There are other ways to get there, in principle at least, ranging from the sane, but not yet possible (such as space elevators, which would work wonderfully, if we had an unbreakable rope, long enough to reach the Earth from a geostationary orbit – 26,000 miles up) to the downright crazy sounding (detonate a nuclear bomb, and ride the shockwave into space). Some of these may come to fruition but, for the moment, we’re stuck with burning lots and lots of fuel…which fits poorly with the heavily green policies in the rest of Bastani’s book.

Then you hit the problem that real space, and real physics, don’t work like science-fiction does. You can’t just point your rocket at a NEO, fire up the thrusters and fly there. Well, you can, but then you arrive at it way too fast and either sail straight by it and off into the darkness, or you crash into it at insanely high speeds, destroying all of the stuff that you wanted to send there in the first place.

Nor can you take up enough fuel to slow you down, because of the rocket equation, so you have to take an indirect path to your NEO. The lander, Philae, which touched down on a NEO in November 2014, took 10 years to reach its destination…and then didn’t deploy its landing anchors correctly, rolled into a patch of permanent shade and powered down forever.

Philae was one relatively small lander. To set up a full automated luxury mining operation on a NEO we’d be looking at multiple, much larger, craft, with each one being a roll of the dice as to whether it successfully reached its target, landed in the right place, or just smashed into all of the previous stuff you’d sent up, setting the project back to square one. The long lead-times, high start-up costs and enormous risks make this project even shakier than Labour Live.

Assuming we did get tonnes of autonomous, or semi-autonomous, machinery landed; drilling equipment, solar cells, processing equipment and got it all linked up and working, then what?

Let’s say it digs up 500 tonnes of iron ore, what does it do with it? Launching something from the micro-gravity of a NEO is much cheaper than launching something from Earth, but, again, we can’t just point our payload in the direction of the Earth and fire the rockets.

Anything heading towards Earth is accelerated by Earth’s gravity-well to escape velocity, which is around 30 times the speed of sound. A 500 tonne lump of iron ore hitting the Earth at that speed would impart the energy of a nuclear bomb exploding.

dinosaurs
“I told you it was a mistake to put the Bastaniosaurus in charge”

Incoming space-craft have heat-shields, to use the atmosphere as a brake, slowing them enough to deploy parachutes, so that they can splash-down at non-lethal speeds and be recovered. Potentially, our mining operation could have a supply of enormous heat-shields and parachutes, but we’re talking about a situation where an error made by an autonomous system, millions of miles away could see the equivalent of a nuclear strike at a random location anywhere on Earth.

Or, in theory, we could have a fuel-producing station on, say, the Moon.
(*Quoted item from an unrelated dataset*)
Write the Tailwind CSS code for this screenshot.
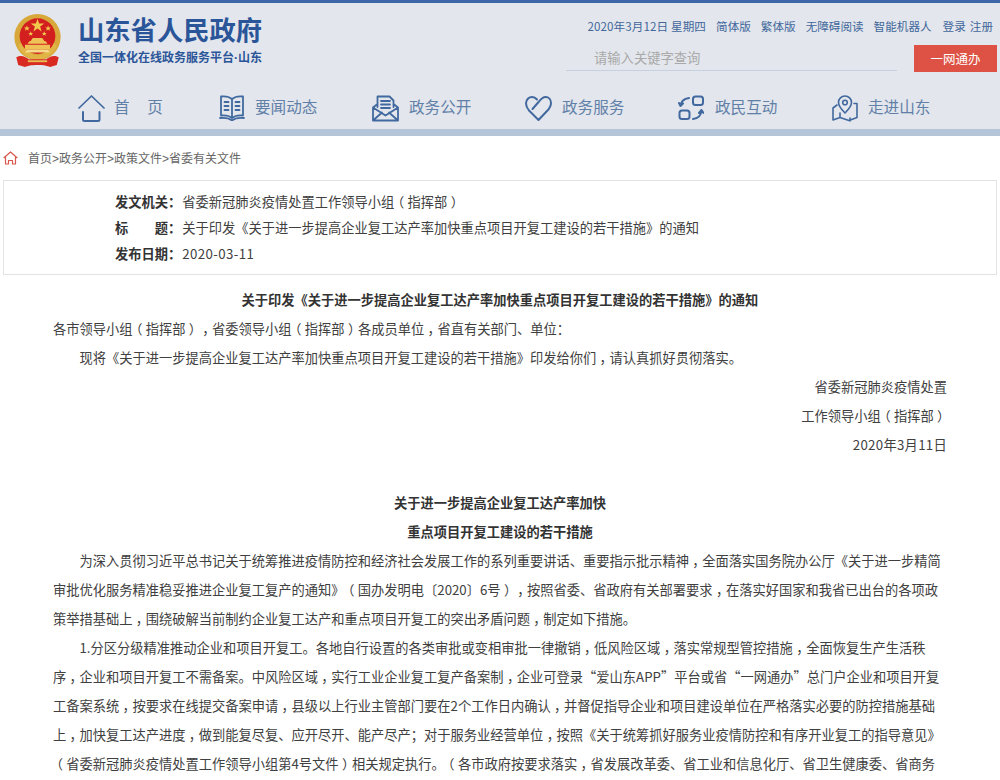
<!DOCTYPE html>
<html lang="zh-CN">
<head>
<meta charset="utf-8">
<title>山东省人民政府</title>
<script src="https://cdn.jsdelivr.net/npm/@tailwindcss/browser@4"></script>
</head>
<body class="bg-white font-['Noto_Sans_CJK_SC','Noto_Sans',sans-serif] text-[#404040] overflow-hidden [text-spacing-trim:space-all]">
<div class="h-[780px] overflow-hidden">
<header class="h-[136px] bg-[#e3e6ec] border-t-[3px] border-[#3d66a8] border-b-[7px] border-b-[#b5c5d8]">
  <div class="h-[82px] flex justify-between">
    <div class="flex pl-[13px] pt-[10px]">
      <svg class="w-[49px] h-[54px]" viewBox="0 0 50 56">
        <circle cx="25" cy="25" r="24" fill="#d8a93a"/>
        <circle cx="25" cy="24" r="18.500" fill="#d3201f"/>
        <path d="M5 34c3 8 9 13 20 15 11-2 17-7 20-15l-3-3c-3 7-8 11-17 13-9-2-14-6-17-13z" fill="#e0b445"/>
        <path d="M3 46c5-3 9-1 13 2h18c4-3 8-5 13-2l-2 8-7 2c-3-1-6-2-13-2s-10 1-13 2l-7-2z" fill="#d92a22"/>
        <path d="M15 49h20v2H15z" fill="#e6bd50"/>
        <path d="M25 6l1.700 5h5.300l-4.300 3.100 1.600 5-4.300-3.100-4.300 3.100 1.600-5-4.300-3.100h5.300z" fill="#f2c94c"/>
        <path d="M14 13l.8 2h2.200l-1.700 1.300.6 2.100-1.900-1.200-1.900 1.200.6-2.100-1.700-1.300h2.200zM36 13l.8 2h2.200l-1.700 1.300.6 2.100-1.900-1.200-1.900 1.200.6-2.100-1.700-1.300h2.200zM18 19l.7 1.700h1.900l-1.500 1.100.5 1.800-1.600-1-1.600 1 .5-1.800-1.500-1.100h1.900zM32 19l.7 1.700h1.900l-1.500 1.100.5 1.800-1.600-1-1.600 1 .5-1.800-1.500-1.100h1.900z" fill="#f2c94c"/>
        <path d="M15 31l2-2h1l2-3h10l2 3h1l2 2v1H15zM12 33h26v5H12z" fill="#eec257"/>
        <path d="M14 38h22l2 3H12z" fill="#f5dc8a"/>
      </svg>
      <div class="ml-[16px] text-[#2a5599] font-bold">
        <div class="text-[26.300px] leading-[32px] whitespace-nowrap">山东省人民政府</div>
        <div class="text-[12px] leading-[16px] mt-[4px] whitespace-nowrap">全国一体化在线政务服务平台<span class="font-['Liberation_Sans']">·</span>山东</div>
      </div>
    </div>
    <div class="w-[434px] pr-[3px] shrink-0">
      <div class="flex justify-end text-[11.600px] leading-[16px] text-[#41679b] pt-[15px] pr-[4px] whitespace-nowrap">
        <span class="mr-[10px] tracking-[0.1px]">2020年3月12日 星期四</span>
        <a class="mr-[10px]">简体版</a>
        <a class="mr-[10px]">繁体版</a>
        <a class="mr-[10px]">无障碍阅读</a>
        <a class="mr-[11px]">智能机器人</a>
        <a class="mr-[4px]">登录</a>
        <a>注册</a>
      </div>
      <div class="flex justify-between mt-[10px]">
        <div class="w-[331px] h-[27px] border-b border-[#c5d1e0] pl-[28px] text-[13.300px] leading-[27px] text-[#a9a9a9]">请输入关键字查询</div>
        <div class="w-[83px] h-[27px] mt-[1px] bg-[#dd5244] text-white text-center text-[12.500px] leading-[27px]">一网通办</div>
      </div>
    </div>
  </div>
  <nav class="flex pl-[78px] h-[38px] pt-[8px] text-[15.600px] leading-[26px] text-[#6180a8]">
    <div class="w-[141px] flex items-center">
      <svg class="w-[27px] h-[27px]" viewBox="0 0 27 27" fill="none" stroke="#41699f" stroke-width="1.700" stroke-linecap="round" stroke-linejoin="round"><path d="M1 13 13.500 1 26 13"/><path d="M5 17v7.500a1.500 1.500 0 0 0 1.500 1.500h13.500a1.500 1.500 0 0 0 1.500-1.500V17" stroke-width="2"/></svg>
      <span class="ml-[9px] pb-[4px] tracking-[1px] whitespace-pre">首　页</span>
    </div>
    <div class="w-[153px] flex items-center">
      <svg class="w-[26px] h-[26px]" viewBox="0 0 26 26" fill="none" stroke="#41699f" stroke-width="1.800" stroke-linecap="round" stroke-linejoin="round"><path d="M13 4C10 1.500 6 1 2 1.500v19c4-.5 8 0 11 2.500 3-2.500 7-3 11-2.500v-19C20 1 16 1.500 13 4zM13 4v19M1 23c4-.5 9 0 12 2.500C16 23 21 22.500 25 23M5.500 7h4M5.500 11h4M5.500 15h4M16.500 7h4M16.500 11h4M16.500 15h4"/></svg>
      <span class="ml-[10px] pb-[4px]">要闻动态</span>
    </div>
    <div class="w-[153px] flex items-center">
      <svg class="w-[27px] h-[27px]" viewBox="0 0 27 27" fill="none" stroke="#41699f" stroke-width="1.800" stroke-linecap="round" stroke-linejoin="round"><path d="M5.500 12V1.500h12l4 4V12M9 6h9M9 9.500h9M9 13h9M5.500 9 1 12.500V25.500h25V12.500L21.500 9M1 12.500l12.500 8 12.500-8M1 25.500l9-8M26 25.500l-9-8"/></svg>
      <span class="ml-[10px] pb-[4px]">政务公开</span>
    </div>
    <div class="w-[153px] flex items-center">
      <svg class="w-[27px] h-[27px]" viewBox="0 0 27 27" fill="none" stroke="#41699f" stroke-width="2" stroke-linecap="round" stroke-linejoin="round"><path d="M7.500 14 14 6.500c2-2.500 4-4.500 6.500-4.500C24 2 26 5 26 8c0 3-1.500 5.500-4 8l-8.500 9L4 15.500C2 13 1 11 1 8.500 1 4.500 4 2 7 2c2 0 3.500.7 5 2.500"/></svg>
      <span class="ml-[10px] pb-[4px]">政务服务</span>
    </div>
    <div class="w-[154px] flex items-center">
      <svg class="w-[26px] h-[26px]" viewBox="0 0 26 26" fill="none" stroke="#41699f" stroke-width="2" stroke-linecap="round" stroke-linejoin="round"><rect x="15" y="1.500" width="10" height="8.500" rx="2.500"/><rect x="1.500" y="15.500" width="10" height="8.500" rx="2.500"/><path d="M11 3C6 3.500 3 6 2.500 11M1 8l1.500 3L5 8.500M15 24c5-.5 8-3 8.500-8.500M21 18l2.500-3 2 3"/></svg>
      <span class="ml-[11px] pb-[4px]">政民互动</span>
    </div>
    <div class="flex items-center">
      <svg class="w-[26px] h-[27px]" viewBox="0 0 26 27" fill="none" stroke="#41699f" stroke-width="1.600" stroke-linecap="round" stroke-linejoin="round"><path d="M13 18C9 14 6.500 11 6.500 7.500a6.500 6.500 0 0 1 13 0C19.500 11 17 14 13 18z"/><circle cx="13" cy="7.500" r="2.300"/><path d="M5 10 1 13v12l7-2.500 9 3 8-3V8.500h-3M8 22.500V18M18 26v-3"/></svg>
      <span class="ml-[10px] pb-[4px]">走进山东</span>
    </div>
  </nav>
</header>
<main class="[&_i]:not-italic [&_i]:[font-feature-settings:'halt'] [&_i]:px-[.25em]">
  <div class="flex items-center h-[44px] pl-[3px] text-[12px] text-[#666]">
    <svg class="w-[15px] h-[14px] mr-[10px]" viewBox="0 0 15 14" fill="none" stroke="#d9574c" stroke-width="1.200" stroke-linejoin="round"><path d="M.7 7 7.500 1l6.800 6M2.500 6v7h3V9.500h4V13h3V6"/></svg>
    <span>首页<span class="font-['Liberation_Sans']">&gt;</span>政务公开<span class="font-['Liberation_Sans']">&gt;</span>政策文件<span class="font-['Liberation_Sans']">&gt;</span>省委有关文件</span>
  </div>
  <section class="mx-[3px] h-[95px] border border-[#e3e3e3] pl-[111px] pt-[8px] text-[13.250px] leading-[26px]">
    <div><b class="font-bold text-[#333] mr-[1px]">发文机关：</b>省委新冠肺炎疫情处置工作领导小组<i>（</i>指挥部<i>）</i></div>
    <div><b class="font-bold text-[#333] mr-[1px] whitespace-pre">标　　题：</b>关于印发《关于进一步提高企业复工达产率加快重点项目开复工建设的若干措施》的通知</div>
    <div><b class="font-bold text-[#333] mr-[1px]">发布日期：</b><span class="tracking-[0.4px]">2020-03-11</span></div>
  </section>
  <article class="px-[53px] pt-[10px] text-[13.250px] leading-[29px]">
    <h1 class="text-center font-bold text-[#333]">关于印发《关于进一步提高企业复工达产率加快重点项目开复工建设的若干措施》的通知</h1>
    <p>各市领导小组<i>（</i>指挥部<i>）</i><i>，</i>省委领导小组<i>（</i>指挥部<i>）</i>各成员单位<i>，</i>省直有关部门、单位：</p>
    <p class="indent-[2em]">现将《关于进一步提高企业复工达产率加快重点项目开复工建设的若干措施》印发给你们<i>，</i>请认真抓好贯彻落实。</p>
    <p class="text-right">省委新冠肺炎疫情处置</p>
    <p class="text-right">工作领导小组<i>（</i>指挥部<i>）</i></p>
    <p class="text-right"><span class="tracking-[0.3px]">2020年3月11日</span></p>
    <div class="h-[29px]"></div>
    <h2 class="text-center font-bold text-[#333]">关于进一步提高企业复工达产率加快</h2>
    <h2 class="text-center font-bold text-[#333]">重点项目开复工建设的若干措施</h2>
    <p class="indent-[2em]">为深入贯彻习近平总书记关于统筹推进疫情防控和经济社会发展工作的系列重要讲话、重要指示批示精神<i>，</i>全面落实国务院办公厅《关于进一步精简<br>审批优化服务精准稳妥推进企业复工复产的通知》<i>（</i>国办发明电〔2020〕6号<i>）</i><i>，</i>按照省委、省政府有关部署要求<i>，</i>在落实好国家和我省已出台的各项政<br>策举措基础上<i>，</i>围绕破解当前制约企业复工达产和重点项目开复工的突出矛盾问题<i>，</i>制定如下措施。</p>
    <p class="indent-[2em]">1.分区分级精准推动企业和项目开复工。各地自行设置的各类审批或变相审批一律撤销<i>，</i>低风险区域<i>，</i>落实常规型管控措施<i>，</i>全面恢复生产生活秩<br>序<i>，</i>企业和项目开复工不需备案。中风险区域<i>，</i>实行工业企业复工复产备案制<i>，</i>企业可登录“爱山东APP”平台或省“一网通办”总门户企业和项目开复<br>工备案系统<i>，</i>按要求在线提交备案申请<i>，</i>县级以上行业主管部门要在2个工作日内确认<i>，</i>并督促指导企业和项目建设单位在严格落实必要的防控措施基础<br>上<i>，</i>加快复工达产进度<i>，</i>做到能复尽复、应开尽开、能产尽产；对于服务业经营单位<i>，</i>按照《关于统筹抓好服务业疫情防控和有序开业复工的指导意见》<br><i>（</i>省委新冠肺炎疫情处置工作领导小组第4号文件<i>）</i>相关规定执行。<i>（</i>各市政府按要求落实<i>，</i>省发展改革委、省工业和信息化厅、省卫生健康委、省商务</p>
  </article>
</main>
</div>
</body>
</html>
Mining water-ice and using solar power to split it into hydrogen and oxygen, to use as fuel. It’s conceivable that our incoming lump of iron ore could be intercepted, slowed down and dropped more gently into the Earth’s atmosphere…where it would sink to the bottom of the ocean, because iron ore doesn’t float.

That would also still leave the possibility of a lump of iron ore not being intercepted properly, which would put the whole world back on Russian-Roulette alert, or of it being intercepted and then something going wrong, potentially seeing the Earth being hit at high velocity by 500 tonnes of iron, loaded up with huge quantities of liquid hydrogen and oxygen.

These may be one-in-a-million risks, but to match current, Earthbound, iron ore extraction rates we’d have to receive more than 65,000,000 of these 500 tonne packages every year.

None of these problems are insurmountable, Mankind has proved itself to be an ingenious species, and off-world mining is almost certainly going to be essential if we’re to expand our species off Earth, and onto other planets, but the post-scarcity world isn’t imminent…no matter how cheap rockets get.